Pococurante -- despite his immersion in wealth, luxury, art, music, and literature -- is perpetually displeased with everything around him. He expects perfection from everything, but even the best aspects of life cannot meet so rigorous a standard. He derides his extensive collection of great masters’ art as discolored, unrealistic, and poorly composed; he then puts forth a criterion of which even the best paintings fall short: “I like a picture only when I can see in it a touch of nature itself, and there are none of this sort. I have many paintings, but I no longer look at them.” Pococurante recognizes that the medium of art is unsuited for flawlessly photographic depiction of nature. Yet instead of consequently rejecting his standard of judgment as unrealistic, he rejects the art that does not meet it. Pococurante is not an artist; he does not try to paint anything that would meet his own ideal. He does not act to remedy his dissatisfaction. Rather, his perfectionism breeds pessimism: because neither he nor the great masters meet his expectations, Pococurante is doomed to disappointment and knows it.
Through Pococurante’s example Voltaire teaches that perfectionism -- the setting of impossibly high standards -- leads to inactivity because the perfectionist’s own capacities are not necessarily suited to meeting his standards. Instead of altering his standards the perfectionist assumes a sense of futility and despair about action in the real world. Pococurante expects of others what he cannot do himself; he wishes that “one of these silly authors [whose books Pococurante owns] had merely discovered a new way of making pins; but in all those volumes there is nothing but empty systems, not a single useful discovery.” Ironically Pococurante is just like the authors he criticizes; he has not made any useful discoveries himself. He merely sits around, whining emptily about others’ deficiencies, thereby perpetuating a dual unhappiness: his unwarranted displeasure with the flaws in everything and his justified but purposeless sorrow at his own idle and purposeless life. Yet Pococurante -- though he bickers about this state of things -- is actually resigned to it; he is unwilling to change a thing -- especially the cause of the problem: his own irrational expectations.

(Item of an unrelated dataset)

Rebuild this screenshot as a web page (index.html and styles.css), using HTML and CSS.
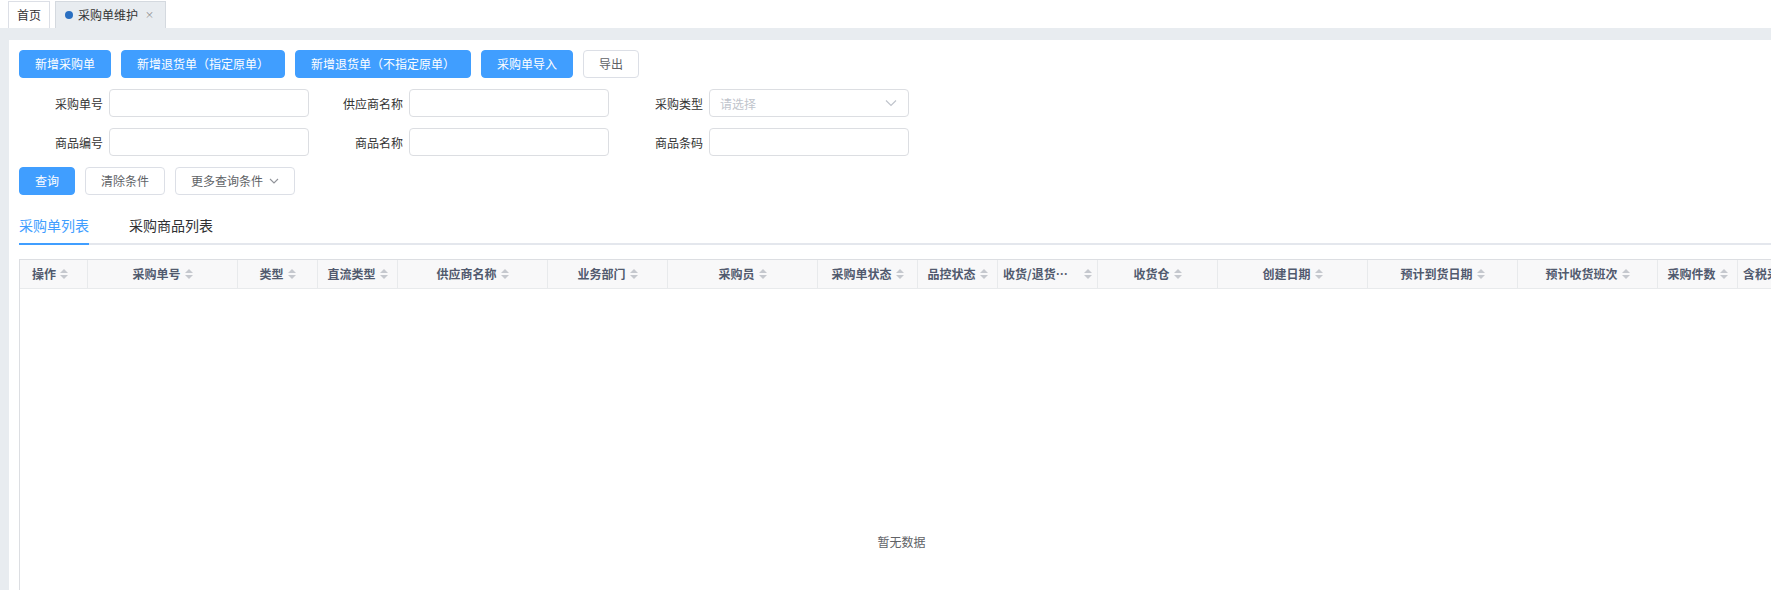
FILE: index.html
```html
<!DOCTYPE html>
<html lang="zh-CN">
<head>
<meta charset="utf-8">
<title>采购单维护</title>
<link rel="stylesheet" href="styles.css">
</head>
<body>
<div class="app">
  <div class="tagbar">
    <div class="tag tag-home">首页</div>
    <div class="tag tag-active"><span class="tag-dot"></span>采购单维护<span class="tag-close">×</span></div>
  </div>
  <div class="main">
    <div class="content">
      <div class="btn-row">
        <button class="btn btn-primary">新增采购单</button>
        <button class="btn btn-primary">新增退货单（指定原单）</button>
        <button class="btn btn-primary">新增退货单（不指定原单）</button>
        <button class="btn btn-primary">采购单导入</button>
        <button class="btn">导出</button>
      </div>
      <div class="form">
        <div class="form-row">
          <div class="form-item"><label class="form-label">采购单号</label><div class="input"></div></div>
          <div class="form-item"><label class="form-label">供应商名称</label><div class="input"></div></div>
          <div class="form-item"><label class="form-label">采购类型</label><div class="input select"><span class="placeholder">请选择</span>
            <svg class="select-arrow" width="12" height="12" viewBox="0 0 12 12"><path d="M1 3.5 L6 8.5 L11 3.5" fill="none" stroke="#c0c4cc" stroke-width="1.2"/></svg></div></div>
        </div>
        <div class="form-row">
          <div class="form-item"><label class="form-label">商品编号</label><div class="input"></div></div>
          <div class="form-item"><label class="form-label">商品名称</label><div class="input"></div></div>
          <div class="form-item"><label class="form-label">商品条码</label><div class="input"></div></div>
        </div>
      </div>
      <div class="btn-row query-row">
        <button class="btn btn-primary">查询</button>
        <button class="btn">清除条件</button>
        <button class="btn">更多查询条件<svg class="btn-arrow" width="10" height="10" viewBox="0 0 10 10"><path d="M1 3 L5 7 L9 3" fill="none" stroke="#909399" stroke-width="1.1"/></svg></button>
      </div>
      <div class="tabs">
        <div class="tab tab-on">采购单列表</div>
        <div class="tab">采购商品列表</div>
      </div>
      <div class="table">
        <div class="thead">
          <div class="th th-left" style="width:68px"><span class="th-text">操作</span><span class="sort"></span></div>
          <div class="th" style="width:150px"><span class="th-text">采购单号</span><span class="sort"></span></div>
          <div class="th" style="width:80px"><span class="th-text">类型</span><span class="sort"></span></div>
          <div class="th" style="width:80px"><span class="th-text">直流类型</span><span class="sort"></span></div>
          <div class="th" style="width:150px"><span class="th-text">供应商名称</span><span class="sort"></span></div>
          <div class="th" style="width:120px"><span class="th-text">业务部门</span><span class="sort"></span></div>
          <div class="th" style="width:150px"><span class="th-text">采购员</span><span class="sort"></span></div>
          <div class="th" style="width:100px"><span class="th-text">采购单状态</span><span class="sort"></span></div>
          <div class="th" style="width:80px"><span class="th-text">品控状态</span><span class="sort"></span></div>
          <div class="th th-trunc" style="width:100px"><span class="th-text">收货/退货时间</span><span class="sort"></span></div>
          <div class="th" style="width:120px"><span class="th-text">收货仓</span><span class="sort"></span></div>
          <div class="th" style="width:150px"><span class="th-text">创建日期</span><span class="sort"></span></div>
          <div class="th" style="width:150px"><span class="th-text">预计到货日期</span><span class="sort"></span></div>
          <div class="th" style="width:140px"><span class="th-text">预计收货班次</span><span class="sort"></span></div>
          <div class="th" style="width:80px"><span class="th-text">采购件数</span><span class="sort"></span></div>
          <div class="th th-left th-last" style="width:150px"><span class="th-text">含税采购金额（元）</span><span class="sort"></span></div>
        </div>
        <div class="tbody">
          <span class="empty">暂无数据</span>
        </div>
      </div>
    </div>
  </div>
</div>
</body>
</html>
```
FILE: styles.css
```css
* { box-sizing: border-box; }
html, body {
  margin: 0;
  padding: 0;
  overflow: hidden;
  background: #fff;
}
body {
  font-family: "Noto Sans CJK SC", "Noto Sans", "Liberation Sans", sans-serif;
  font-size: 12px;
  color: #333;
  width: 1771px;
  height: 590px;
}
.app {
  width: 1771px;
  height: 590px;
  display: flex;
  flex-direction: column;
  overflow: hidden;
}
.tagbar {
  height: 28px;
  background: #fff;
  display: flex;
  align-items: flex-end;
  padding-left: 8px;
  gap: 5px;
  flex: none;
}
.tag {
  height: 27px;
  border: 1px solid #dcdfe6;
  border-bottom: none;
  display: flex;
  align-items: center;
  font-size: 12px;
  line-height: 16px;
  color: #333;
}
.tag-home {
  width: 42px;
  justify-content: center;
  background: #fff;
}
.tag-active {
  width: 111px;
  background: #e8ecf0;
  border-color: #d4d9df;
  padding-left: 9px;
}
.tag-dot {
  width: 8px;
  height: 8px;
  border-radius: 50%;
  background: #2a6fc1;
  margin-right: 5px;
}
.tag-close {
  margin-left: 7px;
  font-size: 9px;
  color: #888;
}
.main {
  flex: 1;
  background: #e8ecf0;
  padding: 12px 0 0 9px;
  overflow: hidden;
}
.content {
  background: #fff;
  height: 100%;
  padding: 10px 0 0 10px;
  overflow: hidden;
}
.btn-row {
  display: flex;
  gap: 10px;
  height: 28px;
}
.btn {
  height: 28px;
  padding: 0 15px;
  border: 1px solid #dcdfe6;
  border-radius: 4px;
  background: #fff;
  color: #606266;
  font-family: inherit;
  font-size: 12px;
  line-height: 26px;
  display: inline-flex;
  align-items: center;
  white-space: nowrap;
}
.btn-primary {
  background: #409eff;
  border-color: #409eff;
  color: #fff;
}
.btn-arrow {
  margin-left: 6px;
}
.form {
  margin-top: 11px;
  display: flex;
  flex-direction: column;
  gap: 11px;
}
.form-row {
  display: flex;
  gap: 10px;
}
.form-item {
  display: flex;
  align-items: center;
  height: 28px;
}
.form-label {
  width: 90px;
  padding-right: 6px;
  text-align: right;
  font-size: 12px;
  color: #333;
  white-space: nowrap;
}
.input {
  width: 200px;
  height: 28px;
  border: 1px solid #dcdee2;
  border-radius: 4px;
  background: #fff;
}
.select {
  display: flex;
  align-items: center;
  justify-content: space-between;
  padding: 0 11px 0 10px;
}
.placeholder {
  color: #c0c4cc;
  font-size: 12px;
}
.query-row {
  margin-top: 11px;
}
.tabs {
  margin-top: 10px;
  display: flex;
  gap: 40px;
  border-bottom: 2px solid #e4e7ed;
  height: 40px;
}
.tab {
  font-size: 14px;
  line-height: 20px;
  padding-top: 10px;
  height: 40px;
  color: #303133;
  white-space: nowrap;
}
.tab-on {
  color: #409eff;
  border-bottom: 2px solid #409eff;
  margin-bottom: -2px;
  height: 40px;
}
.table {
  margin-top: 14px;
  width: 1764px;
  border: 1px solid #dcdee2;
  border-right: none;
  border-bottom: none;
}
.thead {
  display: flex;
  height: 29px;
  background: #f8f8f9;
  border-bottom: 1px solid #e8eaec;
}
.th {
  flex: none;
  height: 28px;
  border-right: 1px solid #e8eaec;
  display: flex;
  align-items: center;
  justify-content: center;
  padding: 0 5px;
  font-size: 12px;
  font-weight: bold;
  color: #515a6e;
  white-space: nowrap;
  overflow: hidden;
}
.th-left {
  justify-content: flex-start;
  padding-left: 12px;
}
.th-last {
  padding-left: 5px;
}
.th-trunc {
  justify-content: flex-start;
}
.th-trunc .th-text {
  width: 74px;
  overflow: hidden;
  text-overflow: ellipsis;
  margin-right: 8px;
}
.th-text {
  line-height: 16px;
}
.sort {
  flex: none;
  width: 8px;
  height: 10px;
  margin-left: 4px;
  position: relative;
}
.sort::before,
.sort::after {
  content: "";
  position: absolute;
  left: 0;
  border-left: 4px solid transparent;
  border-right: 4px solid transparent;
}
.sort::before {
  top: 0;
  border-bottom: 4px solid #c5c8ce;
}
.sort::after {
  bottom: 0;
  border-top: 4px solid #c5c8ce;
}
.tbody {
  height: 505px;
  display: flex;
  align-items: center;
  justify-content: center;
}
.empty {
  font-size: 12px;
  color: #606266;
}
```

Voltaire subjects Candide to Pococurante’s mentality to show Candide what mindset not to hold and to spur him on toward finding a superior set of expectations. Candide initially falls into Pococurante’s mental trap; he thinks that Pococurante’s perfectionism is a pathway to happiness and asks, “[I]sn’t there pleasure in criticizing everything, in seeing faults where other people think they see beauties?” Yet Voltaire instantly rebukes Candide’s inclination to agree with Pococurante via Martin’s response: “That is to say… that there’s pleasure in having no pleasure?” Even Martin, the eternal pessimist, recognizes perfectionism’s fundamental contradiction: in holding the nonexistent and unattainable as ideals, the perfectionist forgoes anything in reality that could have brought him happiness. Instead of working with reality and deriving enjoyment from his agency in it, the perfectionist views reality as forever flawed and hence wants no part in it. Yet because nothing besides reality exists, the perfectionist throws away his only chance at true happiness.
Toward the end of his journey, Candide meets an old Turk who, despite having fewer possessions than Pococurante, is a happy, fulfilled man. Voltaire uses the old man’s reasonable expectations to show readers how to enjoy and efficaciously lead their lives. In his daily affairs the old man focuses on what he can gain from and ignores the rest: “I never listen to the news from Constantinople; I am satisfied with sending the fruits of my garden to be sold there.” Although he cannot single-handedly remedy the political turmoil in Turkey, he sees it as irrelevant to his life and refuses to let it hinder his productive activities. The old man lacks Pococurante’s grand estate, but he recognizes the opportunities that his own property and skills offer: “I have only twenty acres… I cultivate them with my children, and the work keeps us from three great evils: vice, boredom, and poverty.” The old man does not lament that he has only twenty and not one thousand acres and thereby falls short of some concocted standard for a “proper” size to one’s estate. He does not complain that his goods do not fetch some impossibly high price on the market. He pursues not some fictitious ideal but the world available to him; he then finds ways to make the best of it. The reasonable expectations he sets for himself enable him to use his property creatively to maximize his fulfillment: the old man and his family enjoy good food, an active life, and even the ability to generously entertain guests.
Meeting the old man inspires a revolution in Candide’s attitude. No longer does Candide craft unwarranted expectations and seek to fit the world to them; rather, he interacts with the world and derives his expectations rationally from what is available to him. He sets his companions to work on their little farm and does not care that none of them is flawless in every respect. He marries Cunégonde but no longer laments her loss of beauty; rather, his example enables her to become a fine cook, and he gains from her skill. Instead of perpetually condemning Brother Giroflée for his past dissoluteness, Candide allows him to live on his farm and become “a very adequate carpenter, and even an honest man.” Candide does not seek to undo the past or correct the uncorrectable -- the futile endeavor which, after its inevitable failure, plunges perfectionists like Pococurante into eternal misery. Rather, Candide comes to realize that “we must cultivate our garden” rather than speculate about the impossible. Forming theories, systems, and worldviews is no problem in itself; Candide, Martin, and Pangloss continue to enjoy their frequent philosophical discussions. However, philosophy must be subordinate to the real world -- or one cannot subordinate the real world to any phantom philosophy unfounded in reality.
Voltaire clearly explains the perfectionist mindset’s failures and the need to adopt reasonable standards for evaluating one’s own life and the world. He depicts a stark contrast between Pococurante and the old Turk; the senator has amazing riches, but he is unable to use them to his benefit because his unreasonably high expectations prevent it. The old man has only modest means, but he utilizes them to their fullest and enjoys his opportunities -- instead of idly complaining about how much better the world might have been if his whims were realized. Candide witnesses both modes of thought; experience and reason ultimately lead him to adopt the old man’s example and thereby flourish. Candide’s prosperity is realistic and available to every man, because every man can learn to match his expectations with his abilities. Voltaire endeavors to convince readers how happy any man’s life might be if he ceased to bemoan the unattainable and focused on setting rational standards for himself.